In her old life, in Kyiv, she was a marketer who worked for major agricultural companies and later ran her own event planning agency. Ms. Pavliuk, one of perhaps a few dozen of those who came on the plane who speak English, hopes eventually she can return to that kind of work, but right now she is looking for anything.

When the Russians started shelling the capital, Ms. Pavliuk and dozens of others sought refuge in an old Soviet-era bomb shelter under the city. She stayed for two days, until she saw the bloodied faces of people who had tried to go above ground to retrieve things from their apartments.

“I decided it was time to go,” she said.

Ms. Pavliuk, who now calls a room at a St. John’s Holiday Inn home, spent two months in Poland before her application to come to Canada was accepted. She knew little of Newfoundland before she arrived. After a few days of experiencing the province’s notoriously bad weather, she realized she’d need a better coat, and bought herself a rain jacket.

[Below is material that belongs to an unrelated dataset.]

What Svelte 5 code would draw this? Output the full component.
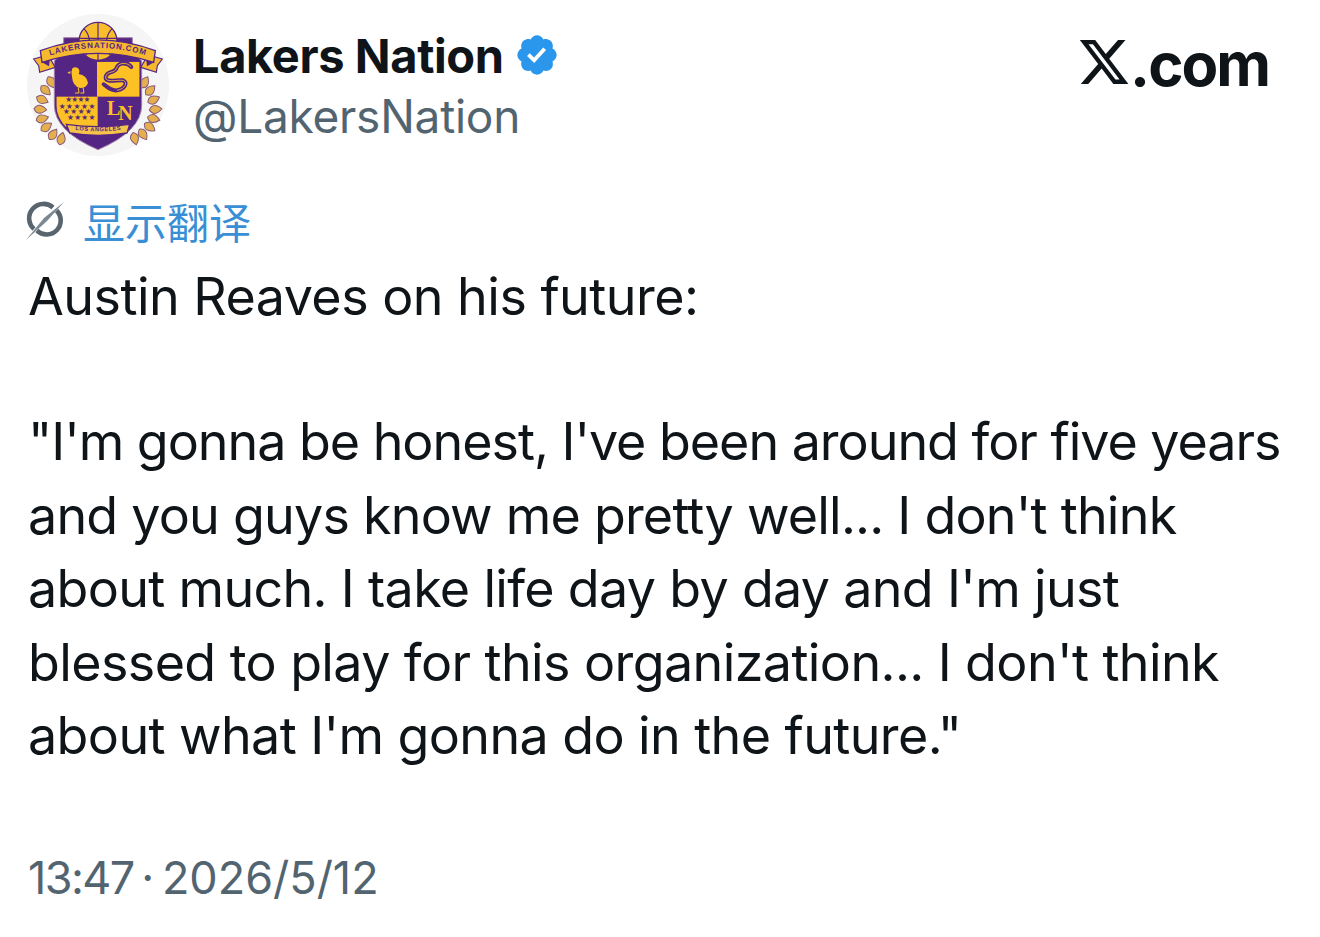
<script>
  const leaves = [
    [95, 232, -30], [78, 256, -45], [68, 284, -65], [62, 313, -85],
    [68, 341, -105], [80, 366, -125], [100, 388, -145], [125, 401, -165],
  ];
  const starRows = [
    [137, 292, 4, 75], [117, 311, 5, 110], [130, 328, 4, 87], [142, 346, 4, 85],
  ];
  const bodyLines = [
    { text: `"I'm gonna be honest, I've been around for five years`, spacing: -1.03 },
    { text: "and you guys know me pretty well... I don't think", spacing: -0.78 },
    { text: "about much. I take life day by day and I'm just", spacing: -0.68 },
    { text: "blessed to play for this organization... I don't think", spacing: -0.6 },
    { text: `about what I'm gonna do in the future."`, spacing: -0.6 },
  ];
</script>

<main class="tweet">
  <header class="head">
    <svg class="avatar" viewBox="22 27 426 426" aria-label="Lakers Nation">
      <circle cx="235" cy="240" r="213" fill="#f5f5f6" />

      <!-- laurels -->
      {#each leaves as [x, y, r]}
        <path d="M-19 0Q-6 -24 19 0Q-6 24 -19 0Z" transform="translate({x} {y}) rotate({r + 90})" fill="#e4b04e" stroke="#8a5a78" stroke-width="3" />
        <path d="M-19 0Q-6 -24 19 0Q-6 24 -19 0Z" transform="translate({470 - x} {y}) rotate({-r - 90})" fill="#e4b04e" stroke="#8a5a78" stroke-width="3" />
      {/each}

      <!-- shield -->
      <path d="M132 98H338V140L366 168V300Q366 378 235 434Q104 378 104 300V168L132 140Z" fill="#552583" stroke="#a67fa8" stroke-width="3" />

      <!-- basketball -->
      <circle cx="235" cy="109" r="57" fill="#f7bd2c" stroke="#552583" stroke-width="4" />
      <path d="M235 52v114M178 100h114M192 70q30 30 8 80M278 70q-30 30 -8 80" fill="none" stroke="#552583" stroke-width="3.5" />

      <clipPath id="shieldClip">
        <path d="M110 170H360V300Q360 374 235 428Q110 374 110 300Z" />
      </clipPath>
      <g clip-path="url(#shieldClip)">
        <rect x="232" y="140" width="130" height="135" fill="#fdc126" />
        <rect x="107" y="275" width="127" height="90" fill="#fdc126" />
      </g>

      <!-- bottom ribbon -->
      <path d="M140 358Q235 372 330 358L322 384Q235 398 150 384Z" fill="#f5c24a" stroke="#552583" stroke-width="4" />
      <path id="losArc" d="M150 372Q235 386 322 372" fill="none" />
      <text class="crest" font-size="17" fill="#552583" letter-spacing="1.6"><textPath href="#losArc" startOffset="50%" text-anchor="middle">LOS ANGELES</textPath></text>

      <!-- top ribbon -->
      <path d="M42 162L57 182L60 202L107 187L85 150Z" fill="#f5b82e" stroke="#552583" stroke-width="3.5" />
      <path d="M428 162L413 182L410 202L363 187L385 150Z" fill="#f5b82e" stroke="#552583" stroke-width="3.5" />
      <path d="M67 172L88 184L90 166ZM403 172L382 184L380 166Z" fill="#552583" />
      <path d="M62 137Q235 72 407 137L402 172Q235 118 67 172Z" fill="#f5b82e" stroke="#552583" stroke-width="4" />
      <path id="siteArc" d="M74 157Q235 101 396 157" fill="none" />
      <text class="crest" font-size="24" fill="#552583" letter-spacing="2.5"><textPath href="#siteArc" startOffset="50%" text-anchor="middle">LAKERSNATION.COM</textPath></text>

      <!-- chick -->
      <path d="M158 190q12 -8 20 3q3 10 -1 14q24 4 28 26q-4 16 -24 16q-22 -6 -24 -34q-4 -14 1 -25Z" fill="#fdc126" />
      <path d="M152 198l-9 5l9 4Z" fill="#fdc126" />
      <path d="M176 248l2 16h-12M190 247l3 17h-11" fill="none" stroke="#fdc126" stroke-width="3" />

      <!-- snake -->
      <path d="M335 186C322 170 296 172 290 190C286 206 262 196 258 216C256 234 290 224 310 226C326 232 316 252 292 256C276 258 264 248 252 238" fill="none" stroke="#552583" stroke-width="12" stroke-linecap="round" />
      <path d="M335 186C322 170 296 172 290 190C286 206 262 196 258 216C256 234 290 224 310 226C326 232 316 252 292 256" fill="none" stroke="#fdc126" stroke-width="2.5" />

      <!-- stars -->
      {#each starRows as [x, y, n, w]}
        <text class="stars" x={x} y={y} font-size="23" fill="#5a2d6e" textLength={w} lengthAdjust="spacing">{"★".repeat(n)}</text>
      {/each}

      <!-- monogram -->
      <text class="mono" x="262" y="330" font-size="60" fill="#fdc126">L</text>
      <text class="mono" x="296" y="345" font-size="60" fill="#fdc126">N</text>
    </svg>

    <div class="who">
      <div class="name-row">
        <span class="name">Lakers Nation</span>
        <svg class="badge" viewBox="0 0 22 22" aria-label="Verified">
          <path fill="#2a96ec" d="M20.396 11c-.018-.646-.215-1.275-.57-1.816-.354-.54-.852-.972-1.438-1.246.223-.607.27-1.264.14-1.897-.131-.634-.437-1.218-.882-1.687-.47-.445-1.053-.75-1.687-.882-.633-.13-1.29-.083-1.897.14-.273-.587-.704-1.086-1.245-1.44S11.647 1.62 11 1.604c-.646.017-1.273.213-1.813.568s-.969.854-1.24 1.44c-.608-.223-1.267-.272-1.902-.14-.635.13-1.22.436-1.69.882-.445.47-.749 1.055-.878 1.688-.13.633-.08 1.29.144 1.896-.587.274-1.087.705-1.443 1.245-.356.54-.555 1.17-.574 1.817.02.647.218 1.276.574 1.817.356.54.856.972 1.443 1.245-.224.606-.274 1.263-.144 1.896.13.634.433 1.218.877 1.688.47.443 1.054.747 1.687.878.633.132 1.29.084 1.897-.136.274.586.705 1.084 1.246 1.439.54.354 1.17.551 1.816.569.647-.016 1.276-.213 1.817-.567s.972-.854 1.245-1.44c.604.239 1.266.296 1.903.164.636-.132 1.22-.447 1.68-.907.46-.46.776-1.044.908-1.681s.075-1.299-.165-1.903c.586-.274 1.084-.705 1.439-1.246.354-.54.551-1.17.569-1.816z" />
          <path fill="#fff" d="M9.662 14.85l-3.429-3.428 1.293-1.302 2.072 2.072 4.4-4.794 1.347 1.246z" />
        </svg>
      </div>
      <div class="handle">@LakersNation</div>
    </div>

    <div class="brand">
      <svg class="x-mark" viewBox="0 0 24 24" aria-label="X">
        <path d="M18.244 2.25h3.308l-7.227 8.26 8.502 11.24H16.17l-5.214-6.817L4.99 21.75H1.68l7.73-8.835L1.254 2.25H8.08l4.713 6.231zm-1.161 17.52h1.833L7.084 4.126H5.117z" />
      </svg><span class="dotcom">.com</span>
    </div>
  </header>

  <div class="translate">
    <svg class="globe" viewBox="0 0 40 40">
      <path d="M8 29A13.5 13.5 0 0 1 27 7.5M30.5 10.5A13.5 13.5 0 0 1 11 30.5" fill="none" stroke="#58646e" stroke-width="4.6" />
      <path d="M38 2L21 21L0 40L18 18Z" fill="#7c8891" />
    </svg>
    <span>显示翻译</span>
  </div>

  <p class="body">Austin Reaves on his future:</p>
  <p class="body quote">
    {#each bodyLines as line}
      <span class="line" style:letter-spacing="{line.spacing}px">{line.text}</span>
    {/each}
  </p>

  <time class="stamp"><span class="clock">13:47</span> · 2026/5/12</time>
</main>

<style>
  :global(body) {
    margin: 0;
    background: #fff;
  }

  .tweet {
    width: 1320px;
    height: 937px;
    box-sizing: border-box;
    padding: 14px 40px 0 28px;
    font-family: Inter, "Noto Sans", sans-serif;
    color: #0f1419;
    overflow: hidden;
  }

  .head {
    display: flex;
    align-items: flex-start;
  }

  .avatar {
    width: 142px;
    height: 142px;
    flex: none;
    margin-left: -1px;
  }

  .crest {
    font-family: "Liberation Sans", sans-serif;
    font-weight: 700;
  }

  .stars {
    font-family: "DejaVu Sans", sans-serif;
  }

  .mono {
    font-family: "Liberation Serif", serif;
    font-weight: 700;
  }

  .who {
    margin-left: 24px;
    padding-top: 11px;
  }

  .name-row {
    display: flex;
    align-items: center;
    gap: 10px;
    height: 60px;
  }

  .name {
    font-size: 47px;
    font-weight: 700;
    letter-spacing: -0.4px;
  }

  .badge {
    width: 46px;
    height: 46px;
  }

  .handle {
    font-size: 46px;
    line-height: 62px;
    color: #536471;
    letter-spacing: -0.25px;
  }

  .brand {
    margin-left: auto;
    margin-right: 11px;
    display: flex;
    align-items: center;
    padding-top: 15px;
  }

  .dotcom {
    font-size: 60px;
    font-weight: 700;
    line-height: 70px;
    letter-spacing: -2px;
    margin-left: -1px;
  }

  .x-mark {
    width: 54px;
    height: 54px;
    margin: -5px 0 0 -1px;
    fill: #0f1419;
  }

  .translate {
    display: flex;
    align-items: center;
    gap: 17px;
    margin-top: 34px;
    height: 60px;
    font-family: "Noto Sans CJK SC", sans-serif;
    font-size: 42px;
    color: #3a8fd4;
  }

  .globe {
    width: 40px;
    height: 40px;
    margin-left: -2px;
  }

  .body {
    margin: 10px 0 0;
    font-size: 52px;
    line-height: 73.5px;
    letter-spacing: -0.53px;
    white-space: nowrap;
  }

  .quote {
    margin-top: 71.5px;
  }

  .line {
    display: block;
  }

  .stamp {
    display: block;
    margin-top: 75px;
    font-size: 45px;
    line-height: 60px;
    word-spacing: -5px;
    color: #536471;
  }

  .clock {
    letter-spacing: -1.6px;
  }
</style>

And she says she misses Ukrainian bread – the floppy, sliced stuff she found in local grocery stores just doesn’t cut it.

But she’s optimistic there are opportunities in Canada for her, even if the future feels uncertain.

“I feel very welcome here,” she said.

Newfoundland, facing an aging and shrinking population, has seized on newcomers as the way to ease its demographic challenges. It’s welcomed waves of Afghan and Syrian refugees in the recent past, and those newcomers have helped diversify to the province’s work force and bring a new spirit of entrepreneurialism here.

“We’d be delighted if they want to stay,” said Megan Morris, executive director of the Association for New Canadians, a St. John’s-based agency that helps resettle refugees. “That’s why it’s critical we give them a good resettlement experience. I think employment and setting down roots is critical.”

Many Newfoundlanders have been very generous in their desire to help the Ukrainians, including opening their doors to offer temporary housing, she said. A drop-off centre is being opened to accommodate the many donations of household goods, toys and other large items.

“Many people have reached out, saying ‘I have a house, I have an apartment, I have a summer cabin, or I’m an empty nester with a couple of rooms in my home,’” Ms. Morris said. “We’ve had countless offers.”'

Although Mr. Lysychuk still starts his mornings by checking for updates on the war in Ukraine, with each passing day he’s more convinced his family has found its new home in Newfoundland. The weather may be lousy, he admits, but the people are very warm.

“I think this is the right place for Ukrainians,” he said.